In reality, filtering is more complex than that. Some filtering operations do not remove elements but change their meaning. The bar chart below on the right is the same as the one I presented above (reproduced here on the left), except I applied a filter to focus exclusively on collisions involving substance abuse. Do you see how the values change?
When we do that, we must be careful to make it explicit that the presented data corresponds to a specific set of filters. Furthermore, it is important to avoid the trap of ascribing an observed trend to the specific filter one used. For example, in the chart above, we can conclude that the Bronx has a bigger problem with substance abuse than other boroughs only if this pattern shows up exclusively when applying this specific filter and not in the whole data set.
Change granularity
Sometimes, a visualization uses data properties with a hierarchical structure. Time and space are inherently hierarchical. Categories can be grouped and ungrouped, and quantities can be binned with different levels of granularity. Because of this, it is always possible to move from one visualization with a given level of granularity to another.
Changing granularity often goes well with zooming. As one zooms into an area, the area itself can display information at a higher granularity. This is what happens in many interactive maps online. For example, did you ever notice in Google Maps that when you zoom into an area, more details become apparent?
The map on the right does not just enlarge the object you see on the left; it also adds more details that are not present in the zoomed-out version. This is called “semantic zoom,” and it’s a very well-known visualization technique that’s been studied widely.
Reorder
The last step to cover is reordering. In visualization, we can often reorder the data items in different ways, which can uncover different patterns or prioritize certain elements.
In the image below, I changed the measure associated with the main categories of contributing factors. The one on the left represents the average number of people injured, and the one on the right represents the total number of collisions.
As you can see, when we change the measure and reorder the bars, we provide two alternative ranking criteria that reveal completely different patterns.
Conclusion
Being able to move from one chart to another is a master skill. You need it first when analyzing a data set to dig deeper into some questions and then in presentation to create a coherent sequence of charts.
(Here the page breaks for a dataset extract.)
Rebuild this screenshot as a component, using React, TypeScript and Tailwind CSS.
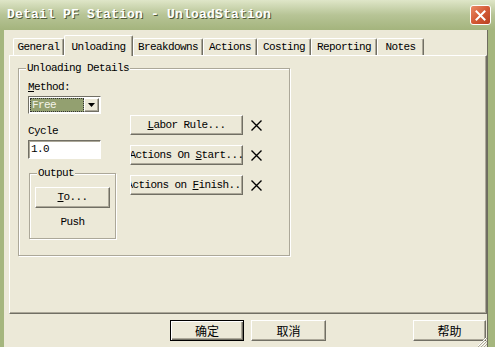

By learning these moves, you can more directly contemplate what to do next when producing a first chart and consider changes more systematically.
In this post, I focused exclusively on data moves that stem from changing the variables that are mapped to a visualization or the way they are transformed. For these cases, changes to visual representation are a consequence of these changes. Changes can also stem from the way the same data is represented visually, but I decided not to cover them in this post.
These data moves do not exhaust all the possible transitions, but it’s a very good start. I hope you’ll find them insightful and useful. Let me know what you think!
I think you're absolutely tight to identify the process of going through a sequence of charts as "one of the most neglected aspects of data visualization". One of my anxieties about the way data analysts in my field (healthcare performance management) go about their work is that they just don't realise they need to be doing that. All too often, they consider their end-product as a single table or chart. It's as if they think they can communicate complex arguments by uttering just single, isolated words. We need sentences. No, paragraphs! No, chapters!
Thanks for sharing this. Really agree with the idea of sequences when analysing and presenting. Liked how you used only one dataset to explain the different moves. It adds a touch of continuity.